How much should I charge as a deposit before starting work?

Industry standard for contractors is 25–50% of the total project cost. For materials-heavy jobs (countertops, custom cabinets, large equipment), a higher deposit is justified to cover your upfront costs. For smaller service calls, you may not need a deposit at all — just collect payment upon completion.

What’s the best way to handle a client who disputes an invoice?

Stay professional and refer to the signed estimate. Walk through each line item and explain the work performed. If the dispute involves change orders, this is why written change order approvals are essential. Most disputes stem from unclear scope — which is why detailed estimates and itemized invoices prevent problems before they start.

Should I charge credit card processing fees to clients?

Legally, this varies by state. Some states allow surcharges for credit card payments, others don’t. An alternative is to set your prices to absorb processing fees (typically 2.5–3.5%) or offer a cash/ACH discount. The speed and convenience of card payments usually outweighs the processing cost.

How do I transition from paper invoices to digital?

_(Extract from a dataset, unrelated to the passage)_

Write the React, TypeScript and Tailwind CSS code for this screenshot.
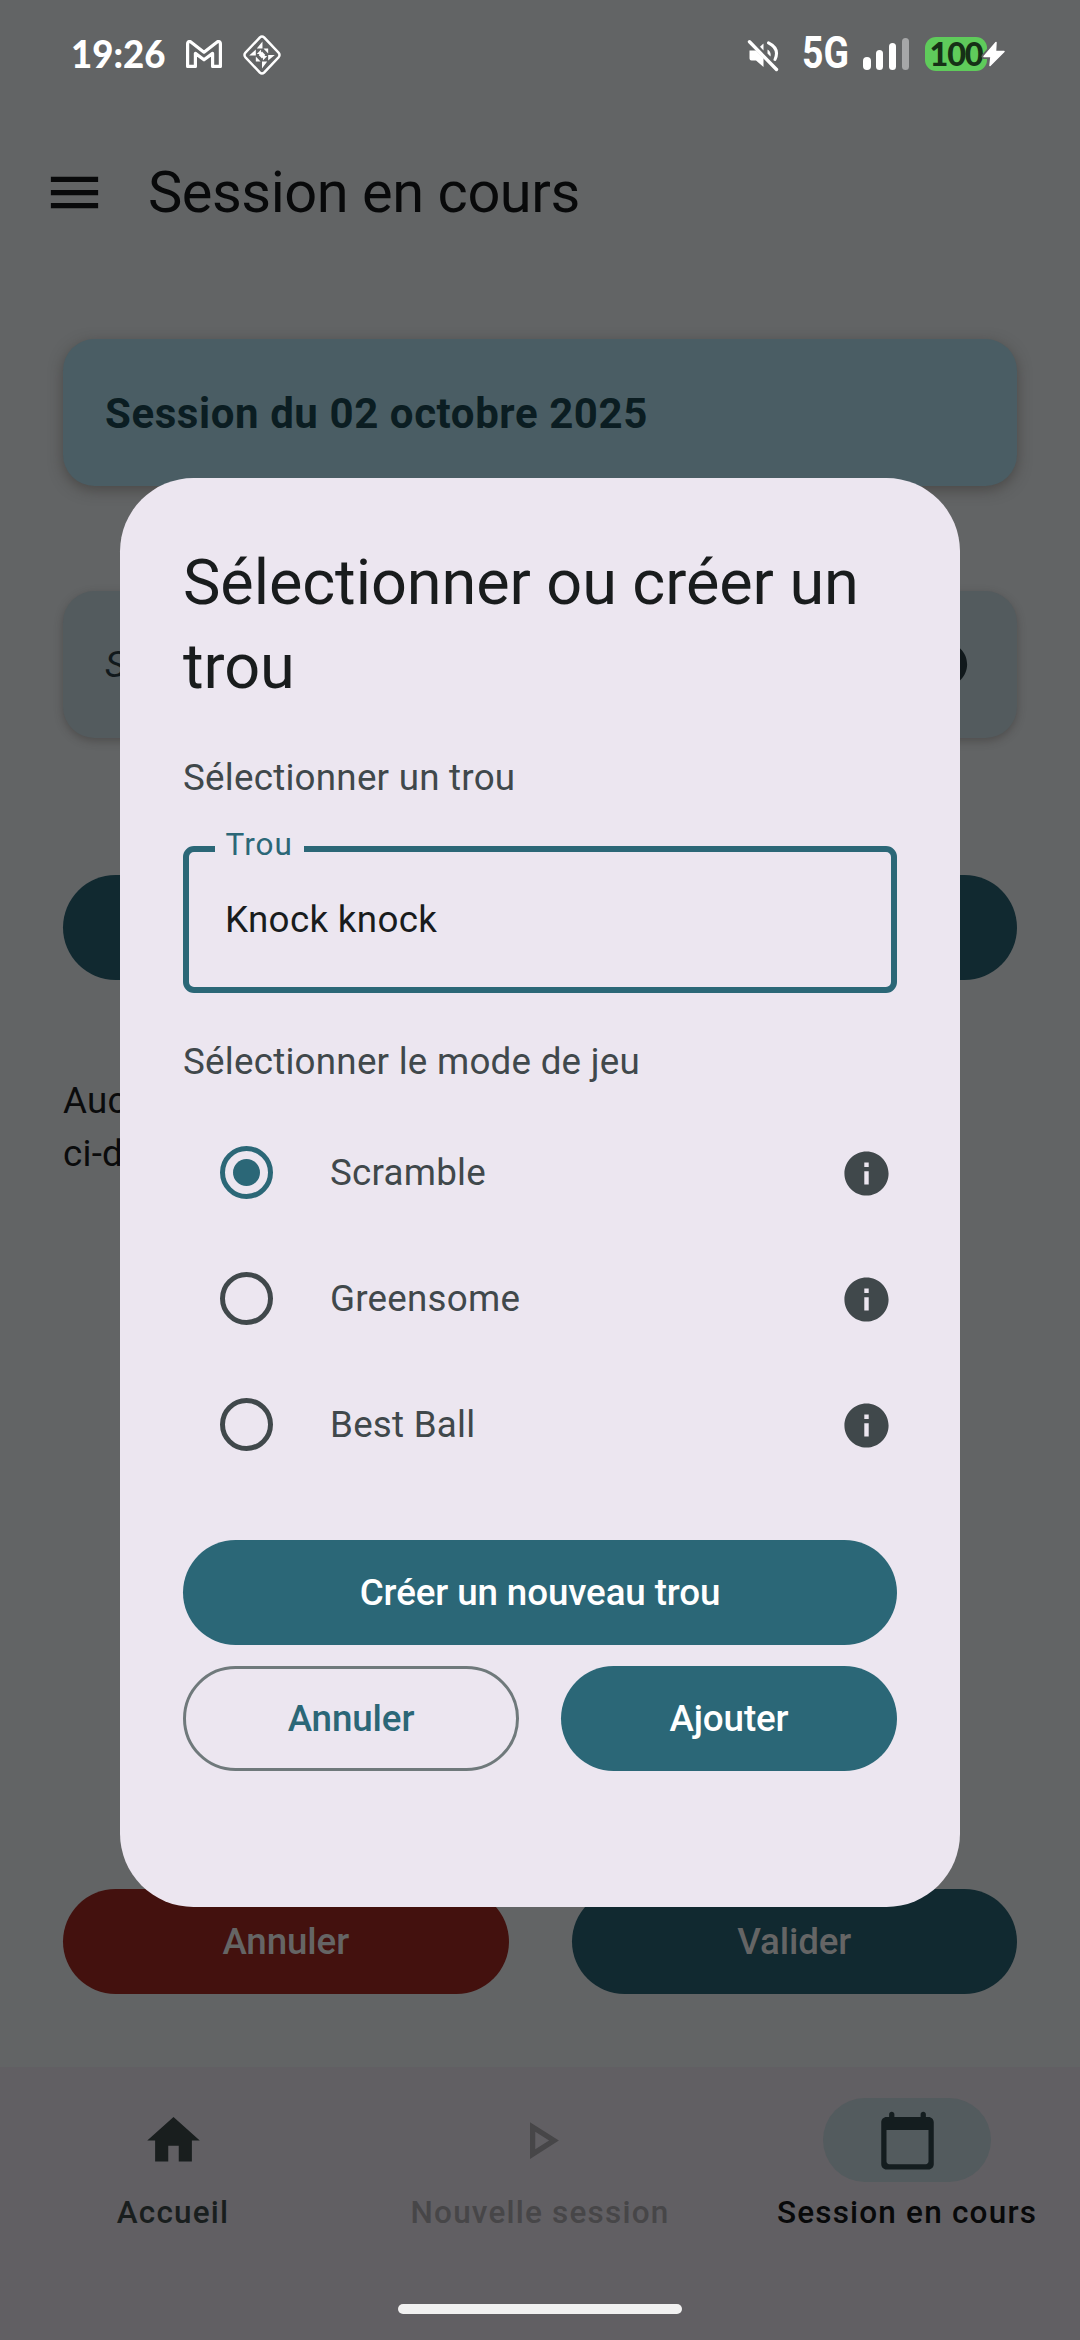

Start with a free tool like Wave or Invoice Ninja. Import your client list, create an invoice template with your branding, and send your next invoice digitally. Most clients prefer digital invoices because they can pay online immediately. The transition usually takes one billing cycle.

What records should I keep and for how long?

Keep copies of all invoices, estimates, contracts, receipts, and payment records for at least three years (the IRS audit window for most returns). For claims related to property improvements, keep records for seven years. Cloud-based invoicing software automatically archives everything for you.